Mahmood Farooqui, the co-director of the hit Bollywood film “Peepli Live,” was sentenced to seven years in prison in 2016 after he was found guilty of raping a Columbia University graduate student at his home.

Farooqui’s lawyers challenged the 2016 ruling in Delhi’s High Court. In their appeal, they called attention to the lack of evidence that Farooqui was alone with the victim in his house on the night of the alleged incident. They also made an alternative argument, claiming that “if at all, such an occurrence had taken place” it was with the alleged victim’s consent.

In throwing out the conviction on Monday, High Court Judge Ashutosh Kumar said Farooqui deserved the “benefit of the doubt” on all points.

Kumar said it was not clear whether the incident, as outlined by the alleged victim, took place. Moreover, he added, Farooqui had “no idea at all” that the alleged victim had not given her consent.

“It is not unknown that during sexual acts, one of the partners may be a little less willing or, it can be said unwilling but where there is an assumed consent, it matters not if one of the partners to the act is a bit hesitant,” Kumar observed in his ruling. “Such feeble hesitation can never be understood as a positive negation of any advances by the other partner.”

Elsewhere in his ruling, Kumar ruled that “instances of woman behavior are not unknown (sic) that a feeble ‘no’ may mean a ‘yes’,” particularly in cases where the parties involved “are known to each other, are persons of letters and are intellectually/academically proficient, and if, in the past, there have been physical contacts.”

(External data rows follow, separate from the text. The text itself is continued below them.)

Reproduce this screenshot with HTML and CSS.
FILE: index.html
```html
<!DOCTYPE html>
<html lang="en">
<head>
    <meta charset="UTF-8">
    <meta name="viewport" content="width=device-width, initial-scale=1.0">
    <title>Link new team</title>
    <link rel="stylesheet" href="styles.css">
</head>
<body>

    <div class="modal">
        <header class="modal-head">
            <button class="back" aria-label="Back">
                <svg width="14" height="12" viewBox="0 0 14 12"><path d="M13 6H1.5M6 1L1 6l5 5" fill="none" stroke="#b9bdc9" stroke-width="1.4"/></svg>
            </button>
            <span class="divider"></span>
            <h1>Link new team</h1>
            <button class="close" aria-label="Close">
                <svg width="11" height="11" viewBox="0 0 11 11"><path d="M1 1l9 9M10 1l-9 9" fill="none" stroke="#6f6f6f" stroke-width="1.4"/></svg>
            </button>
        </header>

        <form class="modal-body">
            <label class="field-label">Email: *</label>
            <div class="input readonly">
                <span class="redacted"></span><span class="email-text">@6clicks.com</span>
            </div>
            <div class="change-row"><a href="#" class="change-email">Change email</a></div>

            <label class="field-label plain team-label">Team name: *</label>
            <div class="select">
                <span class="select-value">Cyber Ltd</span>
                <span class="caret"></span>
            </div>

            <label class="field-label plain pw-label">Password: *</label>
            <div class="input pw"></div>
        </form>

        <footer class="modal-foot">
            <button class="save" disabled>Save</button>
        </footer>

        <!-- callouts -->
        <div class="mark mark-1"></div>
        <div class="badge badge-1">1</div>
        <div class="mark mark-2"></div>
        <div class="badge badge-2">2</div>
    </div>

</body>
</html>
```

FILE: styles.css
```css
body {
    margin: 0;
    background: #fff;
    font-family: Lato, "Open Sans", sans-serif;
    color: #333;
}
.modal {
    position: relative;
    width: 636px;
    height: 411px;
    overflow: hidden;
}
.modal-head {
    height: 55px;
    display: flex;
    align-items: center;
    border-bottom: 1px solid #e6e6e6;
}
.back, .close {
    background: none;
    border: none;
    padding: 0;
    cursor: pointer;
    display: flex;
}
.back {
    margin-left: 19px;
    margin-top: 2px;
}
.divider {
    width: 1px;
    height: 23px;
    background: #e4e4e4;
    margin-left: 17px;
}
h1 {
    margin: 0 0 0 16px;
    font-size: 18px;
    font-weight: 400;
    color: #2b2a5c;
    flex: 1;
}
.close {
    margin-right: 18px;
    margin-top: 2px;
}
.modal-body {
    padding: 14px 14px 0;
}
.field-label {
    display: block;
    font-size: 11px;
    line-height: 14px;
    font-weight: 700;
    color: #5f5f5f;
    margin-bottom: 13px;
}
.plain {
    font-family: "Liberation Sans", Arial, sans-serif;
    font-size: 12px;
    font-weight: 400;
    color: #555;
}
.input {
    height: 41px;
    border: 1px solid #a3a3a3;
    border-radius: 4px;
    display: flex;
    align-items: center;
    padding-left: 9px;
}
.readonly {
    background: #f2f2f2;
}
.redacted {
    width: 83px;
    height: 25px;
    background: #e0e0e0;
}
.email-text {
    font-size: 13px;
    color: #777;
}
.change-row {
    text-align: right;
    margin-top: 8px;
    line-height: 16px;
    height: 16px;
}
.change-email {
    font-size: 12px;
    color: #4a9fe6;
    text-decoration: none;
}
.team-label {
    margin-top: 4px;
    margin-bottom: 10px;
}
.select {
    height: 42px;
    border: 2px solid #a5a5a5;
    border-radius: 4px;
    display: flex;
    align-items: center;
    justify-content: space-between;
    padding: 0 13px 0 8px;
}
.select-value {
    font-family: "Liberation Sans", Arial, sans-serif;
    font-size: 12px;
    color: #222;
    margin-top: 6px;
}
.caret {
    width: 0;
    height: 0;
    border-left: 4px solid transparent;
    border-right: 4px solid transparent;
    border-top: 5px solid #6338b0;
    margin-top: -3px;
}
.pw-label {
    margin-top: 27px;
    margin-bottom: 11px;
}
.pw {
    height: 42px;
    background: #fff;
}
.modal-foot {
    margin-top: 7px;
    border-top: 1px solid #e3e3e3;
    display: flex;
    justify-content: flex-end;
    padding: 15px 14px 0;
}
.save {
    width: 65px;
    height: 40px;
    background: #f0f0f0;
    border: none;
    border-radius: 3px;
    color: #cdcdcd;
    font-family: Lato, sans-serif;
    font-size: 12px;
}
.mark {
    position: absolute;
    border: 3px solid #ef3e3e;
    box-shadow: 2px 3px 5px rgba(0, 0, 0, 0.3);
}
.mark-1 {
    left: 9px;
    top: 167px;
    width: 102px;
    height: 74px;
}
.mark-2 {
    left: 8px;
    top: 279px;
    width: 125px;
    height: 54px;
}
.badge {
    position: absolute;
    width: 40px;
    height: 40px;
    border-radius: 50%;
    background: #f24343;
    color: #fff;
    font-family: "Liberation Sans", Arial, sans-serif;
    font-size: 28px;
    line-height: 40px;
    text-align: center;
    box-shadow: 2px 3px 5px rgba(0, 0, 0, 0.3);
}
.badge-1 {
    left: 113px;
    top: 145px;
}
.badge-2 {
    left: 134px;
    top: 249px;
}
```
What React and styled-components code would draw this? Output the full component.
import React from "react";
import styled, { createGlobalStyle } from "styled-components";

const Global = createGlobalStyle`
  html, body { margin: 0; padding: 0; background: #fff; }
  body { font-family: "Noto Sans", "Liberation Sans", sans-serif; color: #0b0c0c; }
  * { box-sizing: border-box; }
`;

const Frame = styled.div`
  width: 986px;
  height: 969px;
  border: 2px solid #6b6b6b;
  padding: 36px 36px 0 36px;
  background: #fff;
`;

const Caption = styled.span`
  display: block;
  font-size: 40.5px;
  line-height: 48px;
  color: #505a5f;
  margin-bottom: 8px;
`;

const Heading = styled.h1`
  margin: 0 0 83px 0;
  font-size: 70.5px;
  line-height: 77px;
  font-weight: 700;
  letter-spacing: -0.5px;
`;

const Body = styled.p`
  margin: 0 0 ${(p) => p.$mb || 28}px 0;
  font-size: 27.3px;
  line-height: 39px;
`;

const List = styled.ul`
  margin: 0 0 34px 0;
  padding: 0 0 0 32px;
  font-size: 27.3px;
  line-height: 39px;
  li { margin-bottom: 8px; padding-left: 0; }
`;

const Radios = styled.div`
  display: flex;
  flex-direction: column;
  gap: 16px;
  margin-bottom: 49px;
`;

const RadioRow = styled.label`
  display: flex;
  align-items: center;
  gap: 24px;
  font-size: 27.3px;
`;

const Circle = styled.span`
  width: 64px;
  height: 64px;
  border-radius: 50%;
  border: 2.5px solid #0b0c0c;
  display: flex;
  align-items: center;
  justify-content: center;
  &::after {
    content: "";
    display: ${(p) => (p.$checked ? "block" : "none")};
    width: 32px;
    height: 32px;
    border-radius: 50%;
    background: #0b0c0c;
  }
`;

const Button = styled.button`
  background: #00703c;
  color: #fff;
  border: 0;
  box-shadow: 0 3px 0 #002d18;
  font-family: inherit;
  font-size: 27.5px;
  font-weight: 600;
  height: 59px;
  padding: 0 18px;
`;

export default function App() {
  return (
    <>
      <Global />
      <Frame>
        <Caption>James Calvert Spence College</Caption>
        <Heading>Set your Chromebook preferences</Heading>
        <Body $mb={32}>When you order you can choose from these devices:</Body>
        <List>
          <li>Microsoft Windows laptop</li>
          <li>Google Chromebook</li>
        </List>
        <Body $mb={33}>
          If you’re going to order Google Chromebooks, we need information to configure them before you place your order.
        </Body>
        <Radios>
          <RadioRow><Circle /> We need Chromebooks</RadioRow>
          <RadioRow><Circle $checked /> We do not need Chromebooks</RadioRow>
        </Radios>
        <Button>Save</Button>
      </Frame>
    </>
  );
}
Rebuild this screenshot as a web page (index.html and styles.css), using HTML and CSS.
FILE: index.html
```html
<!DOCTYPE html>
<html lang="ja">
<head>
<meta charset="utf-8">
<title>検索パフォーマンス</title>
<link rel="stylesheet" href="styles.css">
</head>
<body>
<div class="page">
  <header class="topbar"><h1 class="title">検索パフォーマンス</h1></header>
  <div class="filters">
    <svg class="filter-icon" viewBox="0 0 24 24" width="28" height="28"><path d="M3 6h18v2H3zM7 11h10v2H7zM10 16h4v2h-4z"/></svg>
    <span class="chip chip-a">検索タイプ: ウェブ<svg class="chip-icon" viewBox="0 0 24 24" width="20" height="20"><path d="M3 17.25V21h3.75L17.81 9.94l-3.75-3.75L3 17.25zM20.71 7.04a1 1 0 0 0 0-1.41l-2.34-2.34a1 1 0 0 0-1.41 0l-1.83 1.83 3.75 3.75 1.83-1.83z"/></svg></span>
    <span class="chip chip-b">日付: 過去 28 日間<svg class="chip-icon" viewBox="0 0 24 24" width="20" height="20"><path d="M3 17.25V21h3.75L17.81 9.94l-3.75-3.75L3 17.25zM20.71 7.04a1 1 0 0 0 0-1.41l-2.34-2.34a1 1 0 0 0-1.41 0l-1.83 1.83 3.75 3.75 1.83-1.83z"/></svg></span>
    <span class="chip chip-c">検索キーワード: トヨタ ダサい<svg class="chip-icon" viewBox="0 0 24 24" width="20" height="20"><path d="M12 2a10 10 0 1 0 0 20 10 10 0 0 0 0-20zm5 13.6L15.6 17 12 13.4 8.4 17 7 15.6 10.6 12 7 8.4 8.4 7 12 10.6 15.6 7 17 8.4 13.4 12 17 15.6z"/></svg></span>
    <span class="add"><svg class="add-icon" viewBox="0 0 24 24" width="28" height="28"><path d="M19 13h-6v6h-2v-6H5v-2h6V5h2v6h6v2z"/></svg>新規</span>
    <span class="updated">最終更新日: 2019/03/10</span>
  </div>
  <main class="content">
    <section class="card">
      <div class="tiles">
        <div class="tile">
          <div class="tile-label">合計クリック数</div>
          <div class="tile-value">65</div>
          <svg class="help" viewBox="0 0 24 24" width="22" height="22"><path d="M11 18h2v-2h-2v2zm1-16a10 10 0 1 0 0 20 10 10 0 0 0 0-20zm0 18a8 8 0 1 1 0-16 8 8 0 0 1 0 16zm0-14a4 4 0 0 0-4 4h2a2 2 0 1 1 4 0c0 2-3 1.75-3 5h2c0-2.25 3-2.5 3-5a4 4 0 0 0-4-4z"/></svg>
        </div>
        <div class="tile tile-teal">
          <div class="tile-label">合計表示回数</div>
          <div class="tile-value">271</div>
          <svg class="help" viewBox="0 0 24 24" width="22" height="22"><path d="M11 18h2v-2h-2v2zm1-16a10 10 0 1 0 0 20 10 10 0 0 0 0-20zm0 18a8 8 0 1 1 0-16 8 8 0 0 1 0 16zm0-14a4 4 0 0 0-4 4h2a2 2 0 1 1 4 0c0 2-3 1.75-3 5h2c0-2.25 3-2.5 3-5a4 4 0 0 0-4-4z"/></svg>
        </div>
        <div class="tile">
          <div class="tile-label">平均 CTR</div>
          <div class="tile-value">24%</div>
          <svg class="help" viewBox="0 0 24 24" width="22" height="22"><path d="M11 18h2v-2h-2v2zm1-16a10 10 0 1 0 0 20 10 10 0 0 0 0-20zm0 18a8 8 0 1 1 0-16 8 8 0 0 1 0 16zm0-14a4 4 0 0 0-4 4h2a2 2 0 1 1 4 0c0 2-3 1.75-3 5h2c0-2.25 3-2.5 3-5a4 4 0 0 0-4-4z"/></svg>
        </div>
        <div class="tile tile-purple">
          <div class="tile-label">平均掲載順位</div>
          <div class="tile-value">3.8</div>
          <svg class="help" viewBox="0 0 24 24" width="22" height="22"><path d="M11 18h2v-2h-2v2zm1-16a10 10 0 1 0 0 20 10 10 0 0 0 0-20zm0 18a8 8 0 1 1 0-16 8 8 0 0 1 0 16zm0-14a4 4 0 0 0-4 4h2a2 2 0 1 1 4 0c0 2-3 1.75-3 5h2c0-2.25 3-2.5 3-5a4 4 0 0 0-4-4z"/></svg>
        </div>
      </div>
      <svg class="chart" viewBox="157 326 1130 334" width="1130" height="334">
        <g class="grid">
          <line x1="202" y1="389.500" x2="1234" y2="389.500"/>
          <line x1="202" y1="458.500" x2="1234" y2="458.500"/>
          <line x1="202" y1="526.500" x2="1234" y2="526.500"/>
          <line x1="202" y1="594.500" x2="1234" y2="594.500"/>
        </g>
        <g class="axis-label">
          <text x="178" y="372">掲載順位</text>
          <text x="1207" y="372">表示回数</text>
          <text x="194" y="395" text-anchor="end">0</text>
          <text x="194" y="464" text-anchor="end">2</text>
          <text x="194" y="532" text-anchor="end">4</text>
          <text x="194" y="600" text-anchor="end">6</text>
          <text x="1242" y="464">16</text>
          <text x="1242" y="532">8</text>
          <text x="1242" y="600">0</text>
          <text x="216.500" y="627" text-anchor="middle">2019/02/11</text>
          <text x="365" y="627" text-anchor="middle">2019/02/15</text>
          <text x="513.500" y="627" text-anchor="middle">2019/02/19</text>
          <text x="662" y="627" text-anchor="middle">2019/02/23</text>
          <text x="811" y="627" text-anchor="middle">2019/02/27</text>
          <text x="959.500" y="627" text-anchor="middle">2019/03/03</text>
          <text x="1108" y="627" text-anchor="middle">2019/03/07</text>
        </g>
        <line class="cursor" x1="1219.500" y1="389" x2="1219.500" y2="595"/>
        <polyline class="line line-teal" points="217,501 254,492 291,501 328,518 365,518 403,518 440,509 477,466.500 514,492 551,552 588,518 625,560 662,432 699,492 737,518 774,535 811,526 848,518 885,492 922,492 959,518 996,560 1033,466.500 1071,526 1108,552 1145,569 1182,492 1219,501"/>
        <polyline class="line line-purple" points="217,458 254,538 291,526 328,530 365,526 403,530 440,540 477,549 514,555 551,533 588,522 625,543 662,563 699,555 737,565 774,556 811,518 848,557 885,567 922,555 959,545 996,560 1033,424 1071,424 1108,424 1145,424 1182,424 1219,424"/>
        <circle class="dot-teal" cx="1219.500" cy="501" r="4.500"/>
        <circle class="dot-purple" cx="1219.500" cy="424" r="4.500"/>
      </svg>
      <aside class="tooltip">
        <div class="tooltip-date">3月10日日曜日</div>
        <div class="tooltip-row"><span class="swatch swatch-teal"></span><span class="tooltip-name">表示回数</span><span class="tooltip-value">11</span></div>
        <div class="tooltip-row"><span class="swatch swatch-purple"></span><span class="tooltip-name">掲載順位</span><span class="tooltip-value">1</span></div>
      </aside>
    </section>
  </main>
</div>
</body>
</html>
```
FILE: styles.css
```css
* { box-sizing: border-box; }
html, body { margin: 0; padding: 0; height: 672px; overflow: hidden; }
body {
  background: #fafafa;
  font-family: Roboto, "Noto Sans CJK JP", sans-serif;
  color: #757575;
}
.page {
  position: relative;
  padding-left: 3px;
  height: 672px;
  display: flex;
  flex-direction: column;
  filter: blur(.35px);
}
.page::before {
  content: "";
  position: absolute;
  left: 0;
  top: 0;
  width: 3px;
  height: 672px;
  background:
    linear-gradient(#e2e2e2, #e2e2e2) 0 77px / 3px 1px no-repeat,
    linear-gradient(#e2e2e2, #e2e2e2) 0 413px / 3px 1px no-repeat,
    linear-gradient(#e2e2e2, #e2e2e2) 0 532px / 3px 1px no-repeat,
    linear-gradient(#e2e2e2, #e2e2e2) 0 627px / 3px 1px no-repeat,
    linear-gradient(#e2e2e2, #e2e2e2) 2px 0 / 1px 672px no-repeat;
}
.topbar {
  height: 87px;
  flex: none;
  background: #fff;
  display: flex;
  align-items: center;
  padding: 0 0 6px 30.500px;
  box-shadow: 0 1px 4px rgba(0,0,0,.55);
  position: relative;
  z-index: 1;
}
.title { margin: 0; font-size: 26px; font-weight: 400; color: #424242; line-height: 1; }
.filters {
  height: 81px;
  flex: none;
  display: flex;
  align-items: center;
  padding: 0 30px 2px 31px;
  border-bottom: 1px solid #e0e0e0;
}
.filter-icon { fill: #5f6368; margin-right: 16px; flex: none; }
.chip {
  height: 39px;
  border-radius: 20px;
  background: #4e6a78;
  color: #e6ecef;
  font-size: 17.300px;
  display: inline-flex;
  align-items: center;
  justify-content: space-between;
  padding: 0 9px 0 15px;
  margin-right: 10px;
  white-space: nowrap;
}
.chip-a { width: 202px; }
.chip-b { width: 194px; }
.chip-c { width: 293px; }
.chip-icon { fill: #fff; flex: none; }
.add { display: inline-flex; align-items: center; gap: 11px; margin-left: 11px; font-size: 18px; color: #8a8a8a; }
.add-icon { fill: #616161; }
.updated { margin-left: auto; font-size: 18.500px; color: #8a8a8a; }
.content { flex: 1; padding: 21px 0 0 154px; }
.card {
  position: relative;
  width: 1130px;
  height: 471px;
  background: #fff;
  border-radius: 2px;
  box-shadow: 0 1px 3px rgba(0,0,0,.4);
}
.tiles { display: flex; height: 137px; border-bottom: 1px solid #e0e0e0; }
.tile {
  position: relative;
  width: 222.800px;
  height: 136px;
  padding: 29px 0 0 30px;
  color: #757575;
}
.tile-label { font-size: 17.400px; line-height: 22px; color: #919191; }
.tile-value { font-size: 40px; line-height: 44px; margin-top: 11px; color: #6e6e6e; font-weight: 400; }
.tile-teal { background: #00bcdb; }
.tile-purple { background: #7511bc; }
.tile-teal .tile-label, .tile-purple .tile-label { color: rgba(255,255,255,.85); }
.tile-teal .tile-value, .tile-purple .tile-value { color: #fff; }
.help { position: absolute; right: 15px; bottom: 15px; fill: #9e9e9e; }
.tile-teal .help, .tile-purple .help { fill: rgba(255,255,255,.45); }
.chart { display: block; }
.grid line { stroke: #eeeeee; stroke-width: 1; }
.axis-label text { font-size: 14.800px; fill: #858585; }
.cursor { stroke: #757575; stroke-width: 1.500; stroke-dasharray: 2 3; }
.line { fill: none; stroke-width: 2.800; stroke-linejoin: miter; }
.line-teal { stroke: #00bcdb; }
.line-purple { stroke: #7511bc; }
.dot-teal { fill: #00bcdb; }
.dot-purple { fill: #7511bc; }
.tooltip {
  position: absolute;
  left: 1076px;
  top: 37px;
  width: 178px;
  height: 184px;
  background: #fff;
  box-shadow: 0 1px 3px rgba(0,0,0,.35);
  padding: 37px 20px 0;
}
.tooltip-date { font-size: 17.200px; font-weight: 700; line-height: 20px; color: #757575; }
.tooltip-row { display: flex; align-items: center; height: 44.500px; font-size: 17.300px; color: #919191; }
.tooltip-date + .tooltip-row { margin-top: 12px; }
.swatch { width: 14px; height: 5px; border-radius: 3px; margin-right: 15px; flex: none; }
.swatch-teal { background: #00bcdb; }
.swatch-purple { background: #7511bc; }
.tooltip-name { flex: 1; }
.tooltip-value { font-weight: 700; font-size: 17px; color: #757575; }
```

‘Erodes the definition of consent’

The ruling has revived a debate in India over the meaning of consent in rape cases.

“In this judgment, the court has unfortunately elided over the legal definition of consent that, that many of us worked to bring into law in 2013,” said Karuna Nundy, a Supreme Court lawyer who played a role in reforming India’s sexual assault laws in the wake of the brutal gang rape of a physiotherapy student on a moving bus in Delhi in 2012.

Jyoti Singh Pandey later died, and anger about her case led to nationwide protests and triggered reforms to India’s sexual assault and harassment laws.

Indian law stipulates that consent must be “unequivocal,” or in other words, absolutely clear.

In the case involving Farooqui, the victim’s lawyer maintains that she did not give consent.

“She protested, she pushed him off, he was trying to take off her undergarments, she kept yanking them back up, but he was stronger than her, he pinned her down. Under those circumstances, it is therefore startling to hear this series of events recorded as a ‘feeble no,'” Nundy told CNN.

The ruling was met with frustration in legal circles. “(It) completely erodes the definition of consent,” said Jhuma Sen, a professor at Jindal Global Law School. “The court seems to be creating this additional defense that the accused must have been made aware (by the victim).”

According to court documents, the woman had met Farooqui in 2014, after she arrived in India to research her PhD. She alleged that the assault at the center of the case occurred during a visit to Farooqui’s home in March 2015.

The researcher’s lawyers now plan to appeal the decision in the Supreme Court.

“The high court acquittal order is wrong on facts and in law,” said Vrinda Grover, the lawyer appearing for the victim told CNN.